Photo by John Hanusek on Unsplash.
Elevation Gain: 7,750ft
Description: Beginning at Tuolumne Lodge, this circuitous route visits six of Yosemite’s High Sierra camps for a wonderful hut-to-hut style trip at elevation. Plenty of wonderful views are had along this moderately-difficult journey through one of America’s most iconic National Parks. As with all trips in the Sierra, permits and proper overnight storage of food is necessary and highly regulated.
Photo by David Rupert on Unsplash.
Elevation Gain: 7,800ft
Description: One of the most spectacular loops in the state, this route circumnavigates the Maroon Bells in the Elk Mountains near Aspen. It is usually a 3-4 night trip for backpackers but can be done in a single go for those up to the challenge. The ideal time to do this route is late July after the snow has melted and flowers are abundant yet there is plenty of water to be found. Also note that this route reaches altitudes greater than 12,000 feet which add an extra layer of difficulty.
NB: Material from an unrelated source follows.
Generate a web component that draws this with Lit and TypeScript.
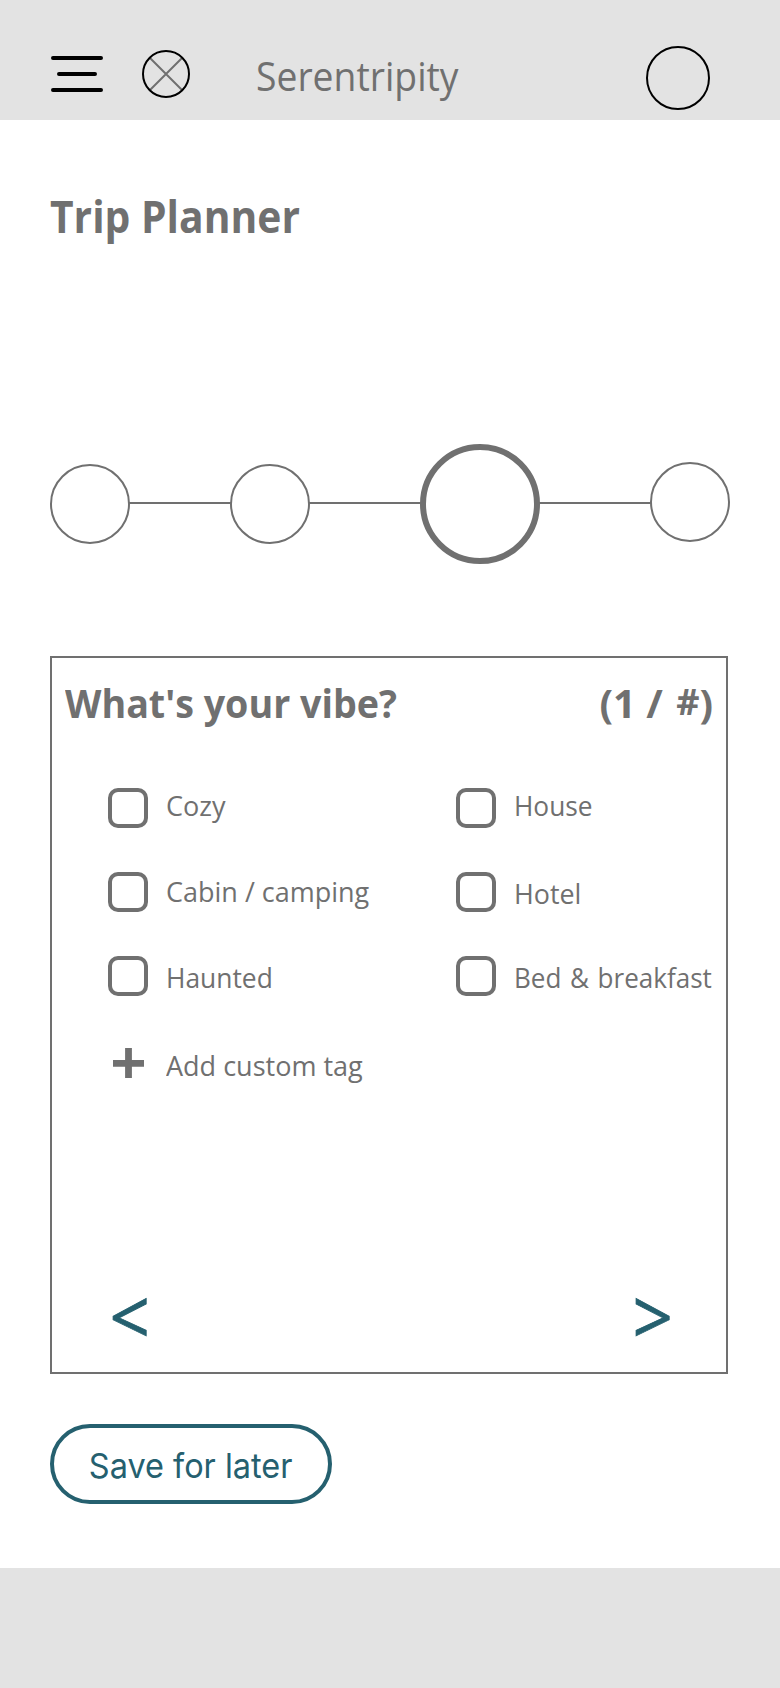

Photo by Gibran Hamdan on Unsplash.
Elevation Gain: 24,000ft
Description: This strenuous and scenic route is a Pacific Northwest staple. It encircles Mt. Rainier through lowland forests and into high alpine climates with significant elevation gain and loss. This is a highly-trafficked route and wilderness permits are required, so plan well in advance if you plan to tackle it.
Photo by Dan Meyers on Unsplash.
Elevation Gain: 7,000ft
Description: One of the Oregon High Cascade’s most pristine backpacking destinations, this route weaves between some of the highest peaks in the state and offers jaw-dropping views. Beginning in 2021, permits issued by the Central Cascades Permit System are now required, so advance planning is necessary for this route.